Language of document : ECLI:EU:C:2007:408

Case C-321/05

Hans Markus Kofoed

v

Skatteministeriet

(Reference for a preliminary ruling from the Østre Landsret)

(Directive 90/434/EEC – Common system of taxation applicable to mergers, divisions, transfers of assets and exchanges of shares – National decision to tax an exchange of shares – Exchange of shares – Distribution of a dividend shortly afterwards – Abuse of rights)

Summary of the Judgment

1.        Approximation of laws – Common system of taxation applicable to mergers, divisions, transfers of assets and exchanges of shares concerning companies of different Member States – Directive 90/434

(Council Directive 90/434, Art. 2(d))

2.        Acts of the institutions – Directives – Implementation by Member States

(Art. 249, third para., EC)

3.        Approximation of laws – Common system of taxation applicable to mergers, divisions, transfers of assets and exchanges of shares concerning companies of different Member States – Directive 90/434

(Council Directive 90/434, Art. 11(1)(a))

1.        On a proper interpretation of Directive 90/434 on the common system of taxation applicable to mergers, divisions, transfers of assets and exchanges of shares concerning companies of different Member States, the common tax rules which it lays down, which cover different tax advantages, apply without distinction to all mergers, divisions, transfers of assets or exchanges of shares irrespective of the reasons, whether financial, economic or simply fiscal.

In that regard, the concept of the ‘cash payment’ made to shareholders of the acquired company in the context of an exchange of shares, within the meaning of Article 2(d) of that directive covers monetary payments having the characteristics of genuine consideration for the acquisition, namely payments agreed upon in a binding manner in addition to the allotment of securities representing the share capital of the acquiring company, irrespective of any reasons underlying the acquisition. Consequently, a monetary payment made by an acquiring company to the shareholders of the acquired company cannot be classified as a ‘cash payment’ for the purposes of Article 2(d) of Directive 90/434 merely because of a certain temporal or other type of link to the acquisition, or possible fraudulent intent. On the contrary, it is necessary to ascertain in each case, having regard to the circumstances as a whole, whether the payment in question has the characteristics of binding consideration for the acquisition.

It follows that a dividend paid by an acquiring company to shareholders of the acquired company shortly after the exchange of shares, but not forming an integral part of the consideration payable by the acquiring company, is not to be included in the calculation of the ‘cash payment’ provided for in Article 2(d) of Directive 90/434.

(see paras 27-31, 33, 48, operative part)
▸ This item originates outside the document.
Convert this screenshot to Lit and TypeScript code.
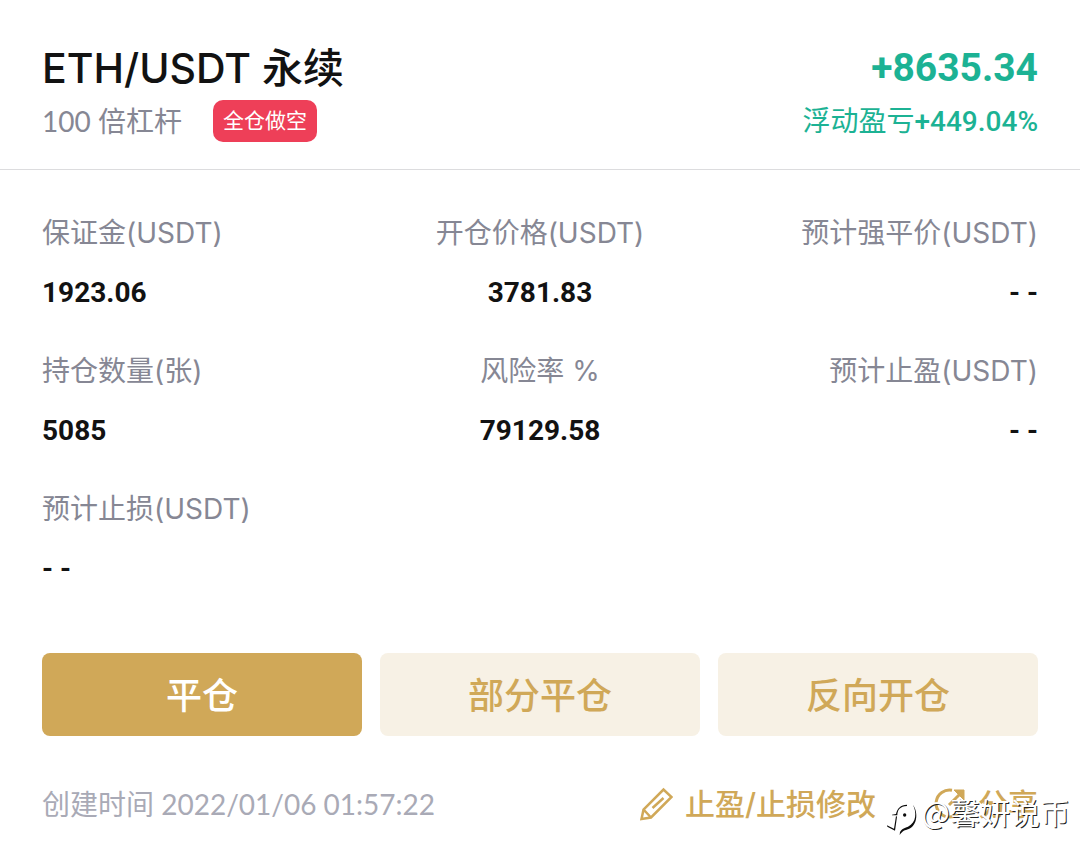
import { LitElement, html, css, svg } from "lit";
import { customElement } from "lit/decorators.js";

interface Field {
  label: string;
  value: string;
}

const FIELDS: Field[] = [
  { label: "保证金(USDT)", value: "1923.06" },
  { label: "开仓价格(USDT)", value: "3781.83" },
  { label: "预计强平价(USDT)", value: "- -" },
  { label: "持仓数量(张)", value: "5085" },
  { label: "风险率 %", value: "79129.58" },
  { label: "预计止盈(USDT)", value: "- -" },
  { label: "预计止损(USDT)", value: "- -" },
];

const pencil = svg`<path d="M2.500 32 L4.500 22.500 L24.500 2.500 L32.500 10 L12 30.500 Z M4.500 22.500 L12 30.500 M13.500 21 L24.500 11" />`;
const share = svg`<path d="M20 3.200 A13.500 13.500 0 1 0 31 18 M17 18 L29 6" stroke-width="3" /><path d="M22 3 H32 V13 Z" fill="currentColor" stroke-width="1" />`;

@customElement("app-root")
export class AppRoot extends LitElement {
  static styles = css`
    :host {
      display: block;
      position: relative;
      min-height: 100vh;
      background: #fff;
      color: #121212;
      font-family: Inter, "Noto Sans CJK SC", sans-serif;
      font-size: 28px;
      line-height: 40px;
    }
    * { box-sizing: border-box; }
    .header {
      display: flex;
      justify-content: space-between;
      padding: 40px 42px 27px;
      border-bottom: 1px solid #dcdcde;
    }
    h1 {
      margin: 0;
      font-size: 41px;
      line-height: 56px;
      font-weight: 500;
    }
    .sub { display: flex; align-items: center; gap: 31px; margin-top: 4px; color: #868794; }
    .plain { font-family: Lato, "Noto Sans CJK SC", sans-serif; }
    .tag {
      padding: 0 10px;
      border-radius: 10px;
      background: #ee3f58;
      color: #fff;
      font-size: 21px;
      line-height: 42px;
    }
    .profit { text-align: right; color: #1cb294; }
    .amount { font: 700 39px/56px Roboto, sans-serif; }
    .rate { margin-top: 6px; font-family: Roboto, "Noto Sans CJK SC", sans-serif; }
    .rate span { font-weight: 500; }
    .fields {
      display: grid;
      grid-template-columns: repeat(3, 1fr);
      row-gap: 38px;
      margin: 0;
      padding: 43px 42px 0;
    }
    .field:nth-child(3n + 2) { text-align: center; }
    .field:nth-child(3n) { text-align: right; }
    dt { color: #868794; white-space: nowrap; }
    dd { margin: 20px 0 0; font-family: Roboto, sans-serif; font-weight: 700; }
    .actions {
      display: grid;
      grid-template-columns: repeat(3, 1fr);
      gap: 18px;
      padding: 64px 42px 0;
    }
    button { border: 0; font-family: inherit; font-weight: 500; color: #d0a858; cursor: pointer; }
    .action {
      height: 83px;
      padding: 0 0 4px;
      border-radius: 8px;
      background: #f7f1e5;
      font-size: 36px;
    }
    .primary { background: #d0a858; color: #fff; }
    .footer {
      display: flex;
      align-items: center;
      justify-content: space-between;
      padding: 48px 42px 40px;
      color: #a9aab6;
    }
    .links { display: flex; gap: 56px; }
    .link {
      display: flex;
      align-items: center;
      gap: 12px;
      padding: 0;
      background: none;
      font-size: 30px;
      line-height: 40px;
    }
    svg { width: 34px; height: 34px; fill: none; stroke: currentColor; stroke-width: 2.5; }
    .watermark {
      position: absolute;
      right: 10px;
      top: 786px;
      display: flex;
      align-items: center;
      color: #fff;
      font-family: "Noto Sans CJK SC", sans-serif;
      font-size: 30px;
      text-shadow: 1px 1px 0 #222;
      pointer-events: none;
    }
    .watermark svg { width: 40px; height: 40px; margin-top: 10px; stroke: none; fill: #0c0c0c; }
  `;

  render() {
    return html`
      <header class="header">
        <div>
          <h1>ETH/USDT 永续</h1>
          <div class="sub"><span class="plain">100 倍杠杆</span><span class="tag">全仓做空</span></div>
        </div>
        <div class="profit">
          <div class="amount">+8635.34</div>
          <div class="rate">浮动盈亏<span>+449.04%</span></div>
        </div>
      </header>
      <dl class="fields">
        ${FIELDS.map((f) => html`<div class="field"><dt>${f.label}</dt><dd>${f.value}</dd></div>`)}
      </dl>
      <div class="actions">
        <button class="action primary">平仓</button>
        <button class="action">部分平仓</button>
        <button class="action">反向开仓</button>
      </div>
      <footer class="footer">
        <span class="plain">创建时间 2022/01/06 01:57:22</span>
        <div class="links">
          <button class="link"><svg viewBox="0 0 34 34" aria-hidden="true">${pencil}</svg>止盈/止损修改</button>
          <button class="link"><svg viewBox="0 0 34 34" aria-hidden="true">${share}</svg>分享</button>
        </div>
      </footer>
      <div class="watermark">
        <svg viewBox="0 0 120 120" aria-hidden="true">
          <path d="M30 58 H46 C46 42 54 31 75 30 V26 C56 26 45 38 42 54 L30 56 Z" />
          <path d="M93 27 C104 48 104 80 78 92 C66 96 60 98 54 108 L53 117 C62 104 68 103 80 99 C108 88 108 46 93 27 Z" />
          <path d="M42 60 L36 98 L15 88 L16 92 L39 104 L45 62 Z" />
          <circle cx="68" cy="57" r="5" />
        </svg>
        <span>@馨妍说币</span>
      </div>
    `;
  }
}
2.        All authorities of a Member State, in applying national law, are required to interpret it as far as possible in the light of the wording and purpose of Community directives in order to achieve the result pursued by those directives. Although it is true that the requirement of a directive-compliant interpretation cannot reach the point where a directive, by itself and without national implementing legislation, may create obligations for individuals or determine or aggravate the liability in criminal law of persons who act in contravention of its provisions, the Member State may nevertheless, in principle, impose a directive-compliant interpretation of national law on individuals.

(see para. 45)

3.        Under Article 11(1)(a) of Directive 90/434 on the common system of taxation applicable to mergers, divisions, transfers of assets and exchanges of shares concerning companies of different Member States, by way of exception and in specific cases, Member States may refuse to apply or withdraw the benefit of all or any part of the provisions of that directive, inter alia, where the exchange of shares has tax evasion or tax avoidance as its principal objective or as one of its principal objectives.

Where there is some evidence which might justify application of that article, but the national law of the Member State concerned does not contain any specific provision transposing it, taxation of the exchange of shares in question may be justified if national law contains a provision or general principle prohibiting abuse of rights or other provisions on tax evasion or tax avoidance which might be interpreted in accordance with the said article.